PERSONALIZATION: Because we all have a unique biochemistry, it’s important to personalize your approach to inflammation through an elimination diet. Also recognize that some of the foods that you might take out during an elimination diet can actually be healthy if you don’t have a problem with them (like red bell peppers, for example). So, if you don’t end up having a sensitivity to that particular food once you test it, there’s no need to continue to exclude it once you determine that you can eat it. It’s also important to remember that excluding particular foods may not be forever — when you reduce inflammation in your body and support the health of your gut, you may be able to add more foods back in down the line that you can’t eat when you first test them.
BALANCE: I’ve often talked about how I coach my clients to connect with how the food that they eat makes them feel in their bodies and to use that as the gauge for deciding what to eat. I’ve found this to be a really powerful way to easily stick to a healthy diet without feeling deprived. But this approach is really the most effective when you’ve removed inflammatory foods. In other words, I generally find that it isn’t until my clients have cut out inflammatory foods during an elimination diet and then tested them that they’re able to make specific connections to particular foods that may be causing symptoms and it’s these connections that make them want to stick to a healthier way of eating.
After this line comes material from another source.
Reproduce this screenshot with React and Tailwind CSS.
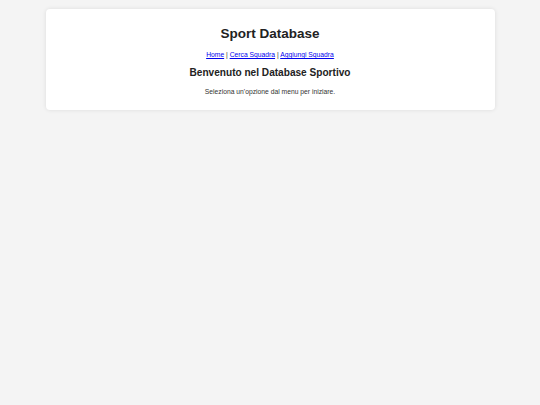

ACCLIMATION: While it might sound daunting to cut out inflammatory foods, after about a week of adjusting to it most people feel so much better they don’t want to go back to the way they were eating before. And, the good news is that the anti-inflammatory foods that I suggest you start incorporating in your diet not only help lower inflammation, they’re also delicious. I’m talking about foods like turmeric, ginger, wild Alaskan salmon, vegetables (especially cruciferous vegetables and dark, leafy greens), rosemary, oregano, berries, green tea, cacao, garlic, cinnamon, flax seeds, extra-virgin olive oil, olives, and walnuts. If you’re not used to eating these foods, start experimenting with recipes that incorporate some of these ingredients — I recommend trying to add in a few at each meal.
BABY-STEPS: This anti-inflammatory approach to food may be completely foreign to you.